THE TASK: Where a line holds the string "this", return that line.

AVAILABLE RECORDS:

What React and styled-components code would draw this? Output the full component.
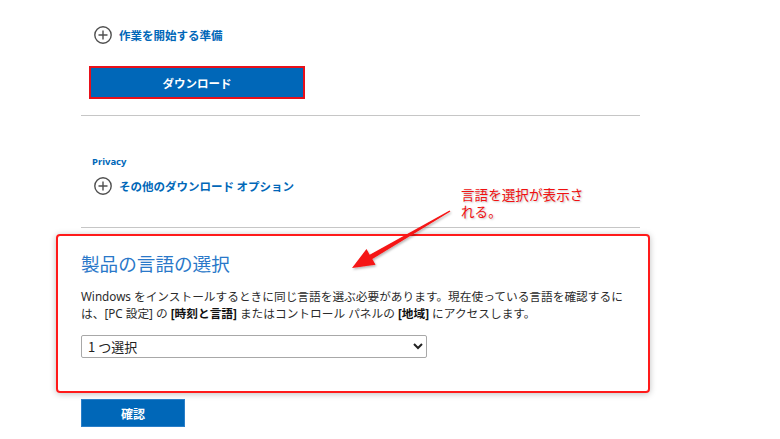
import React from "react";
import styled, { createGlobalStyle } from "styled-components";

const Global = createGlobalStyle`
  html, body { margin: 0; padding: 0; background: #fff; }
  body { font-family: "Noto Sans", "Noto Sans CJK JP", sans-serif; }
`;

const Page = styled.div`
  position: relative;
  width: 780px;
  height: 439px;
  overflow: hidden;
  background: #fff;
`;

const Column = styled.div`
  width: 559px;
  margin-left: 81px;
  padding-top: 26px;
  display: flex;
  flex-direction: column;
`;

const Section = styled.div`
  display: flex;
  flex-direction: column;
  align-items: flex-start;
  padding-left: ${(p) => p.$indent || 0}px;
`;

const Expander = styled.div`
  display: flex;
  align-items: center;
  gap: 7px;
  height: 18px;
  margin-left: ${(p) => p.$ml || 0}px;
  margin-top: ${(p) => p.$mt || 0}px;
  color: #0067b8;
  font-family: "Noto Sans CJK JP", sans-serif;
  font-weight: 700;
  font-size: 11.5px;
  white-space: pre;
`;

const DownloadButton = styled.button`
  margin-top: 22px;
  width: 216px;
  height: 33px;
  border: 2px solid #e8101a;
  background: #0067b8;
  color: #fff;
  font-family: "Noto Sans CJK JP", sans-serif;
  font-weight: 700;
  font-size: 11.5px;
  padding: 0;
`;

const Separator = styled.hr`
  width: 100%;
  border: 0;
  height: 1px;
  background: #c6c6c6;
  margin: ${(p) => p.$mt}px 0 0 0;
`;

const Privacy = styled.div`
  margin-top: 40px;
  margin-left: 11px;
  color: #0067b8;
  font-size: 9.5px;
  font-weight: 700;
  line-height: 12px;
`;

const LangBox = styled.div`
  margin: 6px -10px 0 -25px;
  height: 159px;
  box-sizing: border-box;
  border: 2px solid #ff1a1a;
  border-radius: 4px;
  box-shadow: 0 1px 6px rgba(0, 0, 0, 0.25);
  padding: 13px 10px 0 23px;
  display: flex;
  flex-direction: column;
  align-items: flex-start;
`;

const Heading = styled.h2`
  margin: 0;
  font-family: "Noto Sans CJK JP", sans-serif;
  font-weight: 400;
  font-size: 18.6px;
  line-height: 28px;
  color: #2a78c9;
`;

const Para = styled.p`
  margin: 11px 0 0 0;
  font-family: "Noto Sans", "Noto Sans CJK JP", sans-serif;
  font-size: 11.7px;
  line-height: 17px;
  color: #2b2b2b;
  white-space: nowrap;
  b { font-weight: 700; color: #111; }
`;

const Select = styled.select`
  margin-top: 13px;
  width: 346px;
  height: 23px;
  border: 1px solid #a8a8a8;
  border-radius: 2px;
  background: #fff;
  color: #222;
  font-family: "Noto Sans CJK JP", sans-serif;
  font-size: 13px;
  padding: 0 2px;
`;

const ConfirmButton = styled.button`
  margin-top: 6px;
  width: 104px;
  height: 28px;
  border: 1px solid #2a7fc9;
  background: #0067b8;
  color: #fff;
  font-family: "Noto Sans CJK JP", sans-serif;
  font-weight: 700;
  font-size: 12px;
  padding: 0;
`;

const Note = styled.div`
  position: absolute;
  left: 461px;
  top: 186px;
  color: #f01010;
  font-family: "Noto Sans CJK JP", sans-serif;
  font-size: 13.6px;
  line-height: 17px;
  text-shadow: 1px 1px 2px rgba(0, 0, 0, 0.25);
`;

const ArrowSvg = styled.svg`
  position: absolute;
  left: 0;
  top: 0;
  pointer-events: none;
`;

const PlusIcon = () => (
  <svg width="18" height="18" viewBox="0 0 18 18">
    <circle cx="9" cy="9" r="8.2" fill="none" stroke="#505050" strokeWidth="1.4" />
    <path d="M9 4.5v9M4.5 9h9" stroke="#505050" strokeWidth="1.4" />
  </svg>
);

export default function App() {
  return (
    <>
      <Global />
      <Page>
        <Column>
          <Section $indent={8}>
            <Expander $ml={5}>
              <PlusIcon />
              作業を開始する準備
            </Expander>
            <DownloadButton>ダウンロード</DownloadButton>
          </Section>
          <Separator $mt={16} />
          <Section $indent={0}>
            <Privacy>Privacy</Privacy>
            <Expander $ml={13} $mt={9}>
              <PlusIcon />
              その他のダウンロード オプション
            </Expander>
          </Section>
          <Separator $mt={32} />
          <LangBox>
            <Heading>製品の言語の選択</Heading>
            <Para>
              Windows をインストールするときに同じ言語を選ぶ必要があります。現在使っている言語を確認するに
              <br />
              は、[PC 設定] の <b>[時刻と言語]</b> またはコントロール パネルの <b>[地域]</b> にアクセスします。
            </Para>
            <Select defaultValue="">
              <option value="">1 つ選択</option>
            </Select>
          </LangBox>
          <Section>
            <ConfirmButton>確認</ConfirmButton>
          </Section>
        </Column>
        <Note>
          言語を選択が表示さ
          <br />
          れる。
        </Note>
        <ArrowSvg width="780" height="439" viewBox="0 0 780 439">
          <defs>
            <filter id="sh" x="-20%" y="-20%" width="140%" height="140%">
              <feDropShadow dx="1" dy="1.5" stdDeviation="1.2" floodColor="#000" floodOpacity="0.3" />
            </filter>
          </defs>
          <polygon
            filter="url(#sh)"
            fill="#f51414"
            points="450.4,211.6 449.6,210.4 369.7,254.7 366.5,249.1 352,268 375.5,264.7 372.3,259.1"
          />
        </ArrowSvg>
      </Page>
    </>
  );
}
...
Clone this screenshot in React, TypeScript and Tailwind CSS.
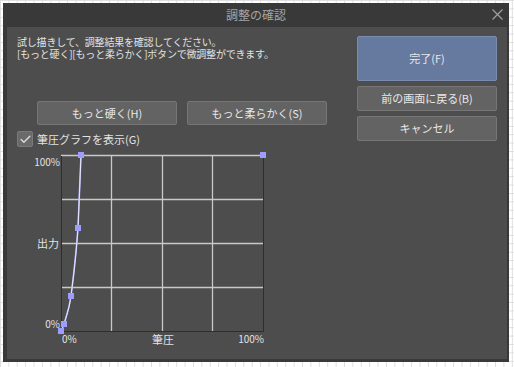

TASK OUTPUT:
What React and styled-components code would draw this? Output the full component.
Clone this screenshot in React, TypeScript and Tailwind CSS.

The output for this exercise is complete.